La espera

16 de agosto 2025 - 08:00

Por primera vez en mucho tiempo no sabía sobre qué escribir. Se ve que la creatividad también anda de puente de agosto. Pues bien, ya en casa tras el periplo castellano del que les hablé en mi anterior artículo, todo fluye como una larga espera hacia lo inevitable. Los días pasan lentamente y cuando pretenden coger velocidad llega a resultar incómodo. La agonía hay que saborearla mientras se tenga la salud suficiente; sin prisas, exhalando pausadamente, siendo consciente de cada segundo que se consume.

Ustedes, en cambio, me dirán que todo lo contrario. Y tienen toda la razón. ¿Qué es eso de esperar? ¡A qué! ¿A la muerte? El párrafo anterior llama a la meditación, a la vida contemplativa, a la paz interior, al tedio más soporífero, a migas de pan en un parque, a oportunidades perdidas, a un cobarde quiero y no puedo, a planes jamás emprendidos… Pero vivir conlleva riesgos que es preciso tomar, de los cuales depende nuestro presente y futuro (que no es sino un presente que está por llegar). Paz y felicidad no son sinónimos, por mucho que nos vendan esa falacia.

La paz está sobrevalorada. Y sé que esa frase enfadará a quien la lea, con la que está cayendo en el mundo, pero es la pura verdad. O, al menos, mi verdad… Entiéndanme. Solo hace falta degustarla durante años para odiarla lo suficiente como para preferir el bullicio de la calle, la sucesión de acontecimientos, la conversación interesante, el centro de la ciudad, otros ojos, un velero… Pero esto, señoras y señores, no está al alcance de todos.
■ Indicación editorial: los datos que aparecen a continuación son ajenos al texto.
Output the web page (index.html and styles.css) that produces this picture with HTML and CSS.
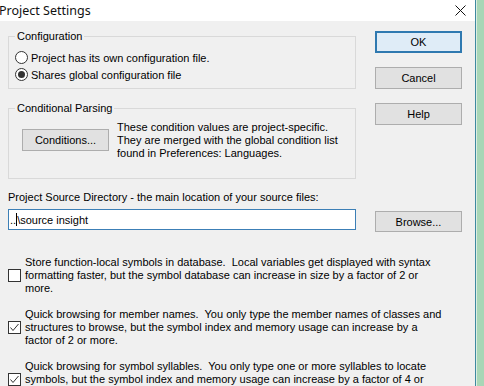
FILE: index.html
```html
<!DOCTYPE html>
<html lang="en">
<head>
    <meta charset="UTF-8">
    <meta name="viewport" content="width=device-width, initial-scale=1.0">
    <title>Project Settings</title>
    <link rel="stylesheet" href="styles.css">
</head>
<body>
    <div class="window">
        <div class="titlebar">
            <span class="title">Project Settings</span>
            <svg class="close" width="11" height="11" viewBox="0 0 11 11">
                <path d="M0.5 0.5 L10.5 10.5 M10.5 0.5 L0.5 10.5" stroke="#111" stroke-width="1" fill="none"/>
            </svg>
        </div>

        <div class="content">
            <div class="top">
                <div class="groups">
                    <fieldset class="group config">
                        <legend>Configuration</legend>
                        <div class="radio-row"><span class="radio"></span>Project has its own configuration file.</div>
                        <div class="radio-row"><span class="radio on"></span>Shares global configuration file</div>
                    </fieldset>

                    <fieldset class="group parsing">
                        <legend>Conditional Parsing</legend>
                        <div class="parsing-body">
                            <button class="btn cond-btn">Conditions...</button>
                            <p class="note">These condition values are project-specific.<br>They are merged with the global condition list<br>found in Preferences: Languages.</p>
                        </div>
                    </fieldset>
                </div>

                <div class="buttons">
                    <button class="btn default">OK</button>
                    <button class="btn">Cancel</button>
                    <button class="btn">Help</button>
                </div>
            </div>

            <div class="source-label">Project Source Directory - the main location of your source files:</div>
            <div class="source-row">
                <div class="path">..<span class="caret"></span>\source insight</div>
                <button class="btn browse">Browse...</button>
            </div>

            <div class="options">
                <div class="opt">
                    <span class="check"></span>
                    <p class="opt-text">Store function-local symbols in database.&nbsp; Local variables get displayed with syntax<br>formatting faster, but the symbol database can increase in size by a factor of 2 or<br>more.</p>
                </div>
                <div class="opt">
                    <span class="check">
                        <svg width="11" height="11" viewBox="0 0 11 11"><polyline points="1.5,5.5 4,8.5 9.5,2" stroke="#333" stroke-width="1" fill="none"/></svg>
                    </span>
                    <p class="opt-text">Quick browsing for member names.&nbsp; You only type the member names of classes and<br>structures to browse, but the symbol index and memory usage can increase by a<br>factor of 2 or more.</p>
                </div>
                <div class="opt">
                    <span class="check">
                        <svg width="11" height="11" viewBox="0 0 11 11"><polyline points="1.5,5.5 4,8.5 9.5,2" stroke="#333" stroke-width="1" fill="none"/></svg>
                    </span>
                    <p class="opt-text">Quick browsing for symbol syllables.&nbsp; You only type one or more syllables to locate<br>symbols, but the symbol index and memory usage can increase by a factor of 4 or<br>more.</p>
                </div>
            </div>
        </div>
    </div>
</body>
</html>
```

FILE: styles.css
```css
* {
    box-sizing: border-box;
}
body {
    margin: 0;
    background-color: #a8d6b6;
    font-family: "Liberation Sans", Arial, sans-serif;
    font-size: 11px;
    color: #000;
}
.window {
    width: 476px;
    height: 386px;
    background-color: #f0f0f0;
    border-right: 1px solid #3f8aa0;
    box-shadow: 1px 0 0 #dceee2;
    overflow: hidden;
}
.titlebar {
    height: 21px;
    background-color: #fff;
    display: flex;
    align-items: center;
    justify-content: space-between;
    padding-right: 9px;
}
.title {
    font-family: "Noto Sans", sans-serif;
    font-size: 12.5px;
    margin-left: -1px;
    color: #111;
}
.content {
    padding: 9px 0 0 8px;
}
.top {
    display: flex;
    align-items: flex-start;
}
.groups {
    width: 348px;
}
.group {
    margin: 0;
    min-width: 0;
    border: 1px solid #d9d9d9;
    padding: 6px 6px 5px;
}
.group legend {
    padding: 0 2px;
    line-height: 13px;
}
.parsing {
    margin-top: 13px;
    padding-bottom: 18px;
}
.radio-row {
    display: flex;
    align-items: center;
    height: 17px;
}
.radio {
    width: 13px;
    height: 13px;
    border: 1px solid #333;
    border-radius: 50%;
    background-color: #fff;
    margin-right: 3px;
    display: flex;
    align-items: center;
    justify-content: center;
}
.radio.on::after {
    content: "";
    width: 7px;
    height: 7px;
    border-radius: 50%;
    background-color: #333;
}
.parsing-body {
    display: flex;
    gap: 8px;
}
.note {
    margin: 0;
    line-height: 13px;
}
.btn {
    font: inherit;
    color: #000;
    height: 22px;
    width: 87px;
    padding: 0;
    border: 1px solid #adadad;
    background-color: #e1e1e1;
    flex: none;
}
.cond-btn {
    margin-left: 7px;
    margin-top: 8px;
}
.btn.default {
    border: 2px solid #2f79b0;
    background-color: #dfecf7;
}
.buttons {
    margin-left: 19px;
    padding-top: 1px;
    display: flex;
    flex-direction: column;
    gap: 14px;
}
.source-label {
    margin-top: 12px;
    line-height: 13px;
}
.source-row {
    display: flex;
    align-items: flex-start;
    margin-top: 5px;
}
.path {
    width: 348px;
    height: 21px;
    border: 1px solid #3c7fb6;
    background-color: #fff;
    padding-left: 1px;
    display: flex;
    align-items: center;
}
.caret {
    width: 1px;
    height: 13px;
    background-color: #000;
}
.browse {
    margin-left: 19px;
    margin-top: 2px;
    height: 21px;
}
.options {
    margin-top: 24px;
}
.opt {
    display: flex;
    align-items: center;
}
.opt + .opt {
    margin-top: 13px;
}
.check {
    width: 13px;
    height: 13px;
    border: 1px solid #333;
    background-color: #fff;
    margin-right: 4px;
    flex: none;
}
.check svg {
    display: block;
}
.opt-text {
    margin: 0;
    line-height: 13px;
    white-space: nowrap;
}
```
Hace unos días, a orillas del Mediterráneo, con los pies descalzos sobre la fina arena de la costa granadina (léase con ironía) y la mirada puesta en un grupo de embarcaciones fondeadas frente a mí caí en la cuenta de que los pobres, esos cuyas vacaciones y sueños tienen fecha de caducidad muy corta (incluso la etiqueta previa de bajada de precio), no podemos compararnos con quienes caminan sobre las aguas de la opulencia y el verano eterno. En esas cubiertas solo tienen cabida la alegría, el desenfado, la despreocupación y la desconexión más absoluta. Todo lo que no sea eso molesta y se evita. Es más, incordia… Los demás solo somos náufragos que les miramos mezclando admiración y envidia, pero solo eso: náufragos en nuestras miserables vidas, que no suponen nada vistas desde la distancia insalvable de un barco de recreo. Y así me quedé durante un rato, hundiendo cada vez más mis pies entre las piedras mientras reflexionaba sobre mi pesada pequeñez y esa absurda aspiración mía por navegar más allá de las mediocridades propias de mi clase.

Por eso estas vacaciones, que ya acaban para mí, han sido una completa espera desesperante donde he intentado reconstruirme a diario lejos de cualquier quimera que no me corresponda alcanzar. Pero, aun así, sigo aferrado a la madera, luchando contra mis propias limitaciones y empecinado en creer que merezco siquiera un poco de esa felicidad vetada a los de mi estirpe. A esos que caminamos descalzos sobre guijarros y que nada podemos ofrecer más allá de nuestra persona. A esos que siempre se acaban ahogando en cuanto se suelten de la tabla. A esos, como usted y como yo, que pronto regresaremos a galeras, que es la única nave que debemos pisar. Quién sabe si algún día izaremos las velas de nuestro propio bajel; mientras tanto, seguiremos esperando el momento echando migas en un parque o, lo que es peor, hundiendo los pies en la misma playa.